Mas a abundância de conceitos de ficção científica Hard e Soft, habilmente
mesclados com drama, suspense e aventura, certamente vale o ingresso se você
for um apreciador de ficção científica,
especialmente, da literatura de SciFi.
Shyamalan tem
sido constantemente trolado pelo público e crítica nos últimos anos. Todos
esperam reviravoltas extraordinárias como o genial final de “O sexto sentido”,
que o catapultou para a fama. Mas o que muitos não enxergam é que essas
reviravoltas estão acontecendo, bem ali, diante dos olhos do público. Assim
como “Sinais” não era um filme sobre a espécie humana (que é considerada por
muitos críticos como “o maior personagem de Ficção científica”), esse filme
também não é uma aventura alucinada (ainda que tenha momentos de inegável
tensão e suspense). E a reviravolta acontece também. Só que, como em “Sinais”
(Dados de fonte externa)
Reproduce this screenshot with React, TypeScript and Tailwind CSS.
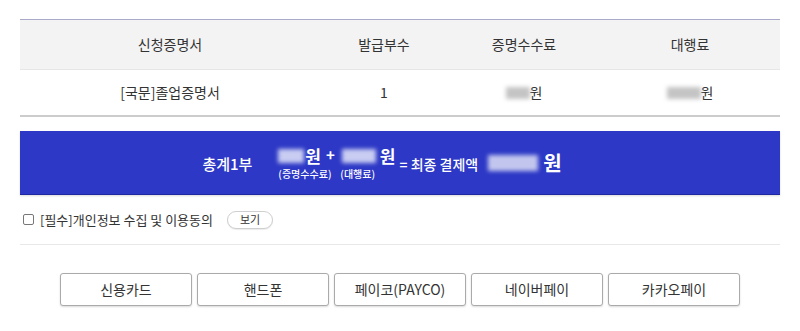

ou “A vila” , ela não pode ser
percebida com os olhos.
Certa vez,
perguntei à uma monja budista de uma sanga (comunidade budista) que frequentei
brevemente: De onde vinha a fé? Experiência? Treinamento? Condiconamento? Ela
me respondeu da seguinte maneira: “Se você se deu ao trabalho de atravessar a
cidade para vir aqui, então talvez não precise fazer essa pergunta”. E, de
certo modo, assim como a monja, “Depois da Terra”, bem como os outros filmes de Shyamalan, nos
convida a responder perguntas sobre nós mesmos.
Já foi dito que Shyamalan é o cineasta da sutileza. Pode ser o caso. E, numa Hollywood onde explosões e perseguições espetaculares, muitas vezes, rendem muito mais bilheterias do que histórias com idéias, é de se agradecer que alguém ainda esteja disposto a ocupar esse nicho.